Other important tools include tightening of export controls, licensing of regulations, and end-user agreements. Those are relatively easy to do, and they fall into the original intent of the sanctions regime to complicate Russia’s access to dual-use technology.
Doing Less is Dangerous
“There is little risk of trying to do too much,” Spiro highlighted. “It is meaningless to sanction a small part of the economy because a country can bypass it through replacement and so on. The question should be what we lose by not sanctioning.”
“Think of sanctions as a bucket of water with holes in it,” he continued. “If there are many holes through which the water can evade, then your sanctions can be bypassed. So you need to take away all these holes and seal your bucket, which makes a big difference for your sanctions’ implementation. Sanctions complement each other, and you want as many as possible.”
Experts agree that Russia sanctions need to be expanded, and new industries added to the list. At the same time, there must be an improved compliance strategy to make sure that the already applied sanctions are working as intended.
“We could begin to lower the cap stepwise, and observe the Russian reaction,” Wachtmeister said. “Russia has economic incentive to keep exporting at high levels even at quite low prices. But there is a real risk of retaliation by export cuts, if Russia prioritizes hurting oil importers more than maximizing its own profits.”
“And obviously, to keep the price cap mechanism working, you need to strengthen the control over the tanker market.” He added, “So Russia and its allies would continue relying on Western-owned transport. Banning selling tankers to suspected non-compliant actors could be one option.”

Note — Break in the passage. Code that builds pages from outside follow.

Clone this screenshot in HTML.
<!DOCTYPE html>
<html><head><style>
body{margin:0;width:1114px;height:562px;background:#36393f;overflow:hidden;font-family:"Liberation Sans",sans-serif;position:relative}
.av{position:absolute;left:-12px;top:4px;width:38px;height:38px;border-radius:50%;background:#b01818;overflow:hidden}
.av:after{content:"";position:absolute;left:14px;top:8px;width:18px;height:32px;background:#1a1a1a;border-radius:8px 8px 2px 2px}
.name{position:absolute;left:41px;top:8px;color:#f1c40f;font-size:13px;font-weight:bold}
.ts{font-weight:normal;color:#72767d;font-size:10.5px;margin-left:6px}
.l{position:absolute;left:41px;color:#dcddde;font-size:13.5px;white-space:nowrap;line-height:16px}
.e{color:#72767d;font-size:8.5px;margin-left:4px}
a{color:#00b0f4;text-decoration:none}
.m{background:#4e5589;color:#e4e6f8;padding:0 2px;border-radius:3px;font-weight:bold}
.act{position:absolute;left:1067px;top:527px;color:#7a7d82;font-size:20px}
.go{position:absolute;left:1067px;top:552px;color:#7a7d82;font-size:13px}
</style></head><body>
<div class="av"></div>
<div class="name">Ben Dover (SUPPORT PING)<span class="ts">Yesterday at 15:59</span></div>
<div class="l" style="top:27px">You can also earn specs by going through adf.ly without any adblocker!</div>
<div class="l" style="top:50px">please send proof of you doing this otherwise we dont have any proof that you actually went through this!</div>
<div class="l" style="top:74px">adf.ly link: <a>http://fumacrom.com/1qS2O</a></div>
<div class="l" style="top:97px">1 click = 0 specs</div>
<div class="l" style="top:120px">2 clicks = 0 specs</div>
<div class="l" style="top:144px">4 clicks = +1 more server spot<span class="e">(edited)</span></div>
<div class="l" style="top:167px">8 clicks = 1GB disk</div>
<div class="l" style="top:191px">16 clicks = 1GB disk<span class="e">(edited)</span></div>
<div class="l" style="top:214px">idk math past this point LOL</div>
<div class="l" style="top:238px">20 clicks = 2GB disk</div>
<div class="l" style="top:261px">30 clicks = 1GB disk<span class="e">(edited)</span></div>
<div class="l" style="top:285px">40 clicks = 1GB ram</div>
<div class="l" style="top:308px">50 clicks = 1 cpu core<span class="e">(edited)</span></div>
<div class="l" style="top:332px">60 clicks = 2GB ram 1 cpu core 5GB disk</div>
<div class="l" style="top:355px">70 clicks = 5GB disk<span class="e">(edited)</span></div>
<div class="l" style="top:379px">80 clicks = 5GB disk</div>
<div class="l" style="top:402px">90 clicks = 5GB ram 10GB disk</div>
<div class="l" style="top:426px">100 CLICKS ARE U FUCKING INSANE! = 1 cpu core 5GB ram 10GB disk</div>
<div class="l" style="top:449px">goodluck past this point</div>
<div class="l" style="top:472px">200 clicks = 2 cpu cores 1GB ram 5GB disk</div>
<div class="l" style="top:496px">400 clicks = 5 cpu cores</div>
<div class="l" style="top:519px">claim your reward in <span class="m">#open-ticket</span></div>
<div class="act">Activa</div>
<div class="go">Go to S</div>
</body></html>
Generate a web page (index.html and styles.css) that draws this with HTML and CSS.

Another approach is encouraging countries and international companies to cease working with Russia either through naming and shaming — and a threat of legal punishment — or through facilitating access to other markets for those that do leave.
“Companies that pulled out of Russia were rewarded for this,” Sonnenfeld said. “There was a burst of support for those organizations which did the right thing and announced that they were leaving. The companies which stayed or faked leaving had their stocks tanked. So the public shaming works.”
The expert highlights: Russia’s war against Ukraine provoked an unprecedented business response thanks to publicity and sanctions monitoring. For example, during the sanctions regime on South Africa, about 200 international companies pulled out, boycotting the apartheid. This was a major contributor to the government change. What happened with Russia is five times that.
“Economic sanctions are a form of economic warfare, and it is the last chance to prevent the spread of catastrophic military war,” Sonnenfeld concluded. “They are not to be nice and gentle, but have to increase the pressure. This worked in South Africa and Argentina, but also in places like Libya, East Germany, and Romania where economic sanctions were combined with private sectors and corporate withdrawals.”